Ma soprattutto quelle voci amplificate creano la rumoristica colonna sonora su cui si muovono i dodici danzatori, alternando i passi a due con le traversate a ritmo di marcia che si sciolgono nei movimenti del ballo, deliziosamente anni sessanta. O forse sono gli abiti a riportare indietro la memoria, gli uomini in giacca e cravatta ancora non griffati, le ragazze con i vestitini corti e i capelli raccolti. Memoria di coreografie tv in bianconero, Abbie Lane e le Kessler, anche se qui è un’uniforme luce rossa o gialla a rendere a tratti monocromatica l’immagine. Ancheggiamenti giudiziosi e rallentati, una mano sullo stomaco e l’altra sollevata all’altezza del viso.

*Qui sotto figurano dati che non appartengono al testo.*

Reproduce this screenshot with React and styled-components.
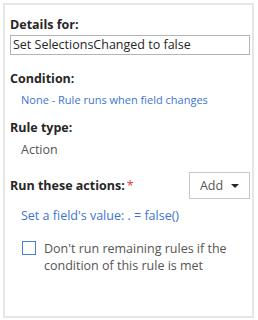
import React from 'react'
import styled, { createGlobalStyle } from 'styled-components'

const Global = createGlobalStyle`
  html, body {
    margin: 0;
    padding: 0;
    background: #ffffff;
  }
  body {
    font-family: 'Open Sans', 'Noto Sans', sans-serif;
    font-size: 12px;
    color: #262626;
  }
`

const Panel = styled.div`
  box-sizing: border-box;
  margin: 3px 0 0 3px;
  width: 251px;
  height: 315px;
  border: 2px solid #e6e6e6;
  padding: 12px 3px 0 5px;
`

const Label = styled.div`
  font-weight: 700;
  font-size: 12.5px;
  line-height: 16px;
  color: #262626;
  margin-top: ${(p) => p.top || 0}px;
`

const Input = styled.div`
  box-sizing: border-box;
  height: 20px;
  border: 1px solid #b4b4b4;
  padding: 0 2px;
  font-size: 12.5px;
  line-height: 18px;
  color: #262626;
  margin-top: 2px;
  width: 240px;
`

const Value = styled.div`
  padding-left: 11px;
  font-size: ${(p) => (p.small ? 11 : 12.5)}px;
  line-height: 16px;
  color: ${(p) => (p.link ? '#3c74d4' : '#555555')};
  margin-top: ${(p) => p.top || 0}px;
`

const ActionRow = styled.div`
  display: flex;
  align-items: center;
  justify-content: space-between;
  margin-top: 14px;
  width: 240px;
`

const Star = styled.span`
  color: #e03c31;
  font-weight: 400;
  margin-left: 2px;
`

const AddButton = styled.div`
  box-sizing: border-box;
  width: 61px;
  height: 27px;
  border: 1px solid #c8c8c8;
  display: flex;
  align-items: center;
  justify-content: center;
  gap: 8px;
  font-size: 12.5px;
  color: #555555;
`

const Caret = styled.span`
  width: 0;
  height: 0;
  border-left: 4px solid transparent;
  border-right: 4px solid transparent;
  border-top: 4px solid #262626;
`

const CheckRow = styled.div`
  display: flex;
  align-items: flex-start;
  gap: 8px;
  padding-left: 12px;
  margin-top: 16px;
`

const Box = styled.span`
  flex: none;
  box-sizing: border-box;
  width: 14px;
  height: 14px;
  border: 1px solid #4a7fd8;
  margin-top: 1px;
`

const CheckText = styled.div`
  font-size: 12.5px;
  line-height: 17px;
  color: #555555;
  width: 190px;
`

export default function App() {
  return (
    <>
      <Global />
      <Panel>
        <Label>Details for:</Label>
        <Input>Set SelectionsChanged to false</Input>
        <Label top={16}>Condition:</Label>
        <Value link small top={5}>None - Rule runs when field changes</Value>
        <Label top={12}>Rule type:</Label>
        <Value top={6}>Action</Value>
        <ActionRow>
          <Label>
            Run these actions:<Star>*</Star>
          </Label>
          <AddButton>
            Add <Caret />
          </AddButton>
        </ActionRow>
        <Value link top={9}>Set a field's value: . = false()</Value>
        <CheckRow>
          <Box />
          <CheckText>Don't run remaining rules if the condition of this rule is met</CheckText>
        </CheckRow>
      </Panel>
    </>
  )
}
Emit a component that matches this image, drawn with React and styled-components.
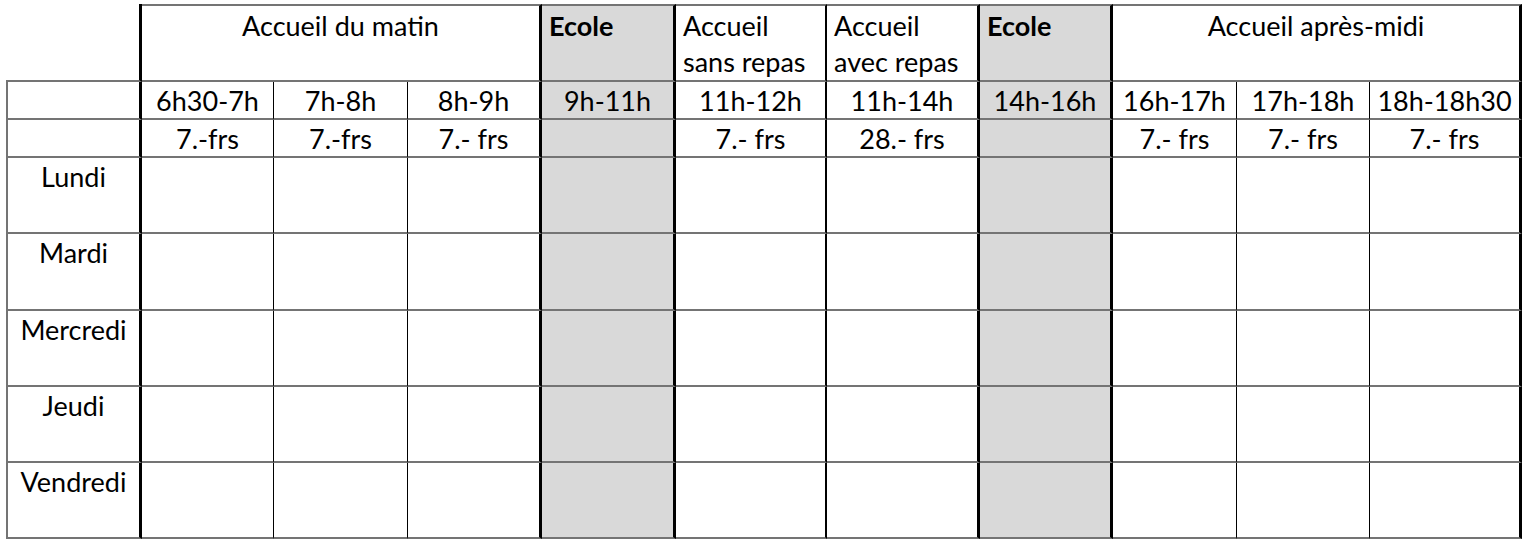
import styled, { createGlobalStyle } from 'styled-components';

const GlobalStyle = createGlobalStyle`
  body {
    margin: 0;
    background: #ffffff;
    font-family: Lato, "Liberation Sans", sans-serif;
  }
`;

const LINE = '#747474';
const SCHOOL = '#d9d9d9';

// right-hand border width for each of the 11 columns
const rightWeights = [3, 1, 1, 3, 3, 2, 3, 3, 1, 1, 3];
const schoolCols = [4, 7];

const Sheet = styled.div`
  display: grid;
  grid-template-columns: 136px 132px 134px 134px 134px 151px 153px 133px 124px 133px 152px;
  grid-template-rows: 78px 38px 38px 76px 77px 76px 76px 76px;
  margin: 4px 0 0 6px;
  width: 1516px;
  color: #000;
  font-size: 27px;
  line-height: 36px;
`;

const Cell = styled.div`
  box-sizing: border-box;
  grid-column: span ${(p) => p.$span || 1};
  background: ${(p) => (p.$school ? SCHOOL : '#fff')};
  border-bottom: 2px solid ${LINE};
  border-right: ${(p) => p.$right}px solid #000;
  border-top: ${(p) => (p.$top ? `2px solid ${LINE}` : 'none')};
  border-left: ${(p) => (p.$left ? `2px solid ${LINE}` : 'none')};
  padding: ${(p) => (p.$top ? '2px 7px 0' : '1px 7px 0')};
  text-align: ${(p) => p.$align || 'center'};
  font-weight: ${(p) => (p.$bold ? 700 : 400)};
  white-space: nowrap;
`;

const Corner = styled.div`
  box-sizing: border-box;
  border-bottom: 2px solid ${LINE};
  border-right: 3px solid #000;
`;

const headers = [
  { text: 'Accueil du matin', span: 3, right: 3 },
  { text: 'Ecole', bold: true, align: 'left', school: true, right: 3 },
  { text: 'Accueil', sub: 'sans repas', align: 'left', right: 2 },
  { text: 'Accueil', sub: 'avec repas', align: 'left', right: 3 },
  { text: 'Ecole', bold: true, align: 'left', school: true, right: 3 },
  { text: 'Accueil après-midi', span: 3, right: 3 },
];

const hours = ['6h30-7h', '7h-8h', '8h-9h', '9h-11h', '11h-12h', '11h-14h', '14h-16h', '16h-17h', '17h-18h', '18h-18h30'];
const prices = ['7.-frs', '7.-frs', '7.- frs', '', '7.- frs', '28.- frs', '', '7.- frs', '7.- frs', '7.- frs'];
const days = ['Lundi', 'Mardi', 'Mercredi', 'Jeudi', 'Vendredi'];

const Row = ({ label, values }) => (
  <>
    <Cell $left $right={3}>{label}</Cell>
    {values.map((v, i) => (
      <Cell key={i} $right={rightWeights[i + 1]} $school={schoolCols.includes(i + 1)}>
        {v}
      </Cell>
    ))}
  </>
);

const App = () => {
  return (
    <>
      <GlobalStyle />
      <Sheet>
        <Corner />
        {headers.map((h, i) => (
          <Cell
            key={i}
            $top
            $span={h.span}
            $right={h.right}
            $bold={h.bold}
            $align={h.align}
            $school={h.school}
          >
            {h.text}
            {h.sub && <br />}
            {h.sub}
          </Cell>
        ))}
        <Row label="" values={hours} />
        <Row label="" values={prices} />
        {days.map((d) => (
          <Row key={d} label={d} values={Array(10).fill('')} />
        ))}
      </Sheet>
    </>
  );
};

export default App;
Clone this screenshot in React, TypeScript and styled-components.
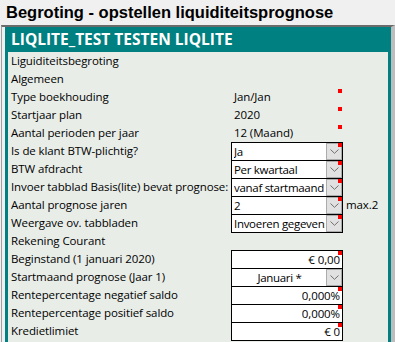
import React from 'react'
import styled, { createGlobalStyle } from 'styled-components'

const GlobalStyle = createGlobalStyle`
  html, body {
    margin: 0;
    padding: 0;
    background: #f0f0f0;
    overflow: hidden;
  }
`

const Page = styled.div`
  width: 395px;
  height: 342px;
  overflow: hidden;
  background: #f0f0f0;
`

const Title = styled.h1`
  margin: 0;
  height: 25px;
  padding-left: 6px;
  font-family: 'Liberation Sans', Arial, sans-serif;
  font-size: 16.5px;
  font-weight: bold;
  line-height: 25px;
  color: #000;
  white-space: nowrap;
`

const Frame = styled.div`
  margin-left: 1px;
  padding-left: 3px;
  border-top: 2px solid #6b6b6b;
  border-left: 1px solid #a0a0a0;
  border-right: 4px solid #bdbdbd;
  height: 320px;
`

const Sheet = styled.div`
  background: #008080;
  padding: 0 3px;
  height: 100%;
`

const SheetHeader = styled.div`
  height: 25px;
  padding-left: 3px;
  font-family: 'Open Sans', sans-serif;
  font-size: 15.5px;
  font-weight: bold;
  line-height: 25px;
  color: #fff;
  white-space: nowrap;
`

const Body = styled.div`
  background: #e8ede8;
  padding-left: 3px;
  height: 300px;
  font-family: 'Open Sans', sans-serif;
  font-size: 11.5px;
  letter-spacing: -0.1px;
  color: #000;
`

const Row = styled.div`
  display: grid;
  grid-template-columns: 220px 112px auto;
  height: 18px;
  line-height: 18px;
  white-space: nowrap;
`

const Label = styled.div`
  overflow: visible;
`

const Cell = styled.div<{ $boxed?: boolean; $align?: 'left' | 'right' | 'center' }>`
  position: relative;
  box-sizing: border-box;
  height: ${p => (p.$boxed ? '19px' : '18px')};
  line-height: 17px;
  padding: ${p => (p.$boxed ? '0 2px 0 2px' : '0 3px')};
  background: ${p => (p.$boxed ? '#fff' : 'transparent')};
  border: ${p => (p.$boxed ? '1px solid #000' : 'none')};
  text-align: ${p => p.$align || 'left'};
  overflow: hidden;
`

const SelectText = styled.div<{ $center?: boolean }>`
  margin-right: 15px;
  overflow: hidden;
  letter-spacing: -0.3px;
  text-align: ${p => (p.$center ? 'center' : 'left')};
`

const DropButton = styled.div`
  position: absolute;
  top: 0;
  right: 0;
  bottom: 0;
  width: 16px;
  box-sizing: border-box;
  background: #e1e1e1;
  border: 1px solid #acacac;
  display: flex;
  align-items: center;
  justify-content: center;
`

const Marker = styled.span<{ $plain?: boolean }>`
  position: absolute;
  top: ${p => (p.$plain ? '1px' : '0')};
  right: ${p => (p.$plain ? '1px' : '0')};
  width: 4px;
  height: 4px;
  background: #ff0000;
`

const Note = styled.div`
  padding-left: 3px;
  line-height: 17px;
`

const Chevron = () => (
  <svg width="9" height="5" viewBox="0 0 9 5">
    <path d="M0.5 0.5 L4.5 4.3 L8.5 0.5" fill="none" stroke="#707070" strokeWidth="1" />
  </svg>
)

type Value =
  | { kind: 'none' }
  | { kind: 'text'; text: string; marker?: boolean }
  | { kind: 'select'; text: string; marker?: boolean; center?: boolean }
  | { kind: 'input'; text: string; marker?: boolean }

const rows: { label: string; value: Value; note?: string }[] = [
  { label: 'Liguiditeitsbegroting', value: { kind: 'none' } },
  { label: 'Algemeen', value: { kind: 'none' } },
  { label: 'Type boekhouding', value: { kind: 'text', text: 'Jan/Jan', marker: true } },
  { label: 'Startjaar plan', value: { kind: 'text', text: '2020', marker: true } },
  { label: 'Aantal perioden per jaar', value: { kind: 'text', text: '12 (Maand)', marker: true } },
  { label: 'Is de klant BTW-plichtig?', value: { kind: 'select', text: 'Ja', marker: true } },
  { label: 'BTW afdracht', value: { kind: 'select', text: 'Per kwartaal', marker: true } },
  {
    label: 'Invoer tabblad Basis(lite) bevat prognose:',
    value: { kind: 'select', text: 'vanaf startmaand', marker: true },
  },
  { label: 'Aantal prognose jaren', value: { kind: 'select', text: '2', marker: true }, note: 'max.2' },
  { label: 'Weergave ov. tabbladen', value: { kind: 'select', text: 'Invoeren gegevens', marker: true } },
  { label: 'Rekening Courant', value: { kind: 'none' } },
  { label: 'Beginstand (1 januari 2020)', value: { kind: 'input', text: '€ 0,00', marker: true } },
  { label: 'Startmaand prognose (Jaar 1)', value: { kind: 'select', text: 'Januari *', center: true } },
  { label: 'Rentepercentage negatief saldo', value: { kind: 'input', text: '0,000%', marker: true } },
  { label: 'Rentepercentage positief saldo', value: { kind: 'input', text: '0,000%', marker: true } },
  { label: 'Kredietlimiet', value: { kind: 'input', text: '€ 0', marker: true } },
]

const ValueCell = ({ value }: { value: Value }) => {
  if (value.kind === 'none') return <div />
  if (value.kind === 'text') {
    return (
      <Cell>
        {value.text}
        {value.marker && <Marker $plain />}
      </Cell>
    )
  }
  if (value.kind === 'select') {
    return (
      <Cell $boxed>
        <SelectText $center={value.center}>{value.text}</SelectText>
        <DropButton>
          <Chevron />
        </DropButton>
        {value.marker && <Marker />}
      </Cell>
    )
  }
  return (
    <Cell $boxed $align="right">
      {value.text}
      {value.marker && <Marker />}
    </Cell>
  )
}

export default function App() {
  return (
    <Page>
      <GlobalStyle />
      <Title>Begroting - opstellen liquiditeitsprognose</Title>
      <Frame>
        <Sheet>
          <SheetHeader>LIQLITE_TEST TESTEN LIQLITE</SheetHeader>
          <Body>
            {rows.map(r => (
              <Row key={r.label}>
                <Label>{r.label}</Label>
                <ValueCell value={r.value} />
                {r.note ? <Note>{r.note}</Note> : <div />}
              </Row>
            ))}
          </Body>
        </Sheet>
      </Frame>
    </Page>
  )
}
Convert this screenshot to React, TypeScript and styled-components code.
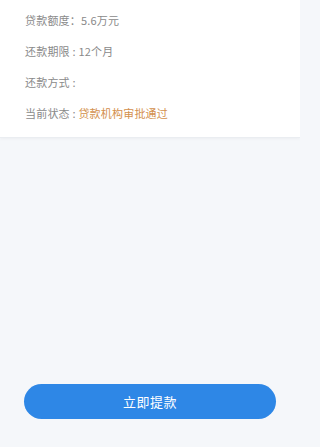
import React from "react";
import styled, { createGlobalStyle } from "styled-components";

const GlobalStyle = createGlobalStyle`
  html, body {
    margin: 0;
    padding: 0;
    background: #f5f7fa;
  }
  body {
    font-family: "Noto Sans CJK SC", "Noto Sans", sans-serif;
  }
`;

const Page = styled.div`
  width: 300px;
  height: 447px;
  display: flex;
  flex-direction: column;
  background: #f5f7fa;
  overflow: hidden;
`;

const InfoPanel = styled.div`
  background: #fff;
  padding: 5px 0 0 25px;
  height: 132px;
  border-bottom: 1px solid #eaedf1;
  box-shadow: 0 1px 3px rgba(0, 0, 0, 0.04);
`;

const Row = styled.div`
  height: 31px;
  line-height: 31px;
  font-size: 11px;
  color: #8a8a8a;
  letter-spacing: 0.2px;
  white-space: pre;
`;

const Value = styled.span<{ highlight?: boolean }>`
  color: ${(p) => (p.highlight ? "#d38f4c" : "#8a8a8a")};
`;

const Spacer = styled.div`
  flex: 1;
`;

const Footer = styled.div`
  padding: 0 24px 28px;
`;

const Button = styled.button`
  display: block;
  width: 100%;
  height: 35px;
  border: none;
  border-radius: 18px;
  background: #2e87e6;
  color: #fff;
  font-family: "Noto Sans CJK SC", sans-serif;
  font-size: 13px;
  letter-spacing: 0.5px;
`;

export default function App() {
  return (
    <>
      <GlobalStyle />
      <Page>
        <InfoPanel>
          <Row>
            {"贷款额度："}
            <Value>5.6万元</Value>
          </Row>
          <Row>
            {"还款期限 : "}
            <Value>12个月</Value>
          </Row>
          <Row>{"还款方式 :"}</Row>
          <Row>
            {"当前状态 : "}
            <Value highlight>贷款机构审批通过</Value>
          </Row>
        </InfoPanel>
        <Spacer />
        <Footer>
          <Button>立即提款</Button>
        </Footer>
      </Page>
    </>
  );
}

Ogni tanto qualcuno si stacca dal gruppo e si lascia andare a più pensosi contrappunti filosofici. Dialoghi interiori con la coscienza, cui gli altri guardano con un breve stupore. Dichiarazioni d’amore alla parola che però, quando è il momento di comunicare, non va oltre due formule di saluto, buongiorno e grazie. A vincere sono piuttosto le cronache dei tabloid. Le avventure sex and sun delle principesse Fergie e Lady D, l’andirivieni fra i Caraibi e una visita ai bambini in ospedale.
Accade qualcosa di strano in questo paese e non si capisce bene cosa sia, dice una voce fra le altre. Non lo cantava già Bob Dylan all’anonimo mister Jones di quegli anni? Ma il 1960 di Maguy Marin non è festa propiziatoria come il 1980 di Pina Bausch, è del presente che vuol parlare. Il tempo passa, la vita continua. Pure sulla scena, anche se è ancora un iterativo «buonasera» a introdurre la seconda parte del dittico, mentre il pubblico prende coraggio e risponde a voce alta ai saluti. I costumi si sono fatti più liberi, gli uomini sono in camicia, le ragazze hanno sciolto i capelli. Sul fondo si stende ora una fila compatta di strumenti musicali, ingombranti percussioni. A condurre la danza non sono più le voci ma un concerto fragoroso di colpi di timpani gong grancasse, persino una tinozza. Un ritmo cardiaco ossessivo su cui svetta lancinante il suono di una chitarra elettrica sfregata con un archetto: il fracasso del mondo, il vuoto della storia, cui la parola può opporre solo un minimalismo ripetitivo. Tuttavia umano.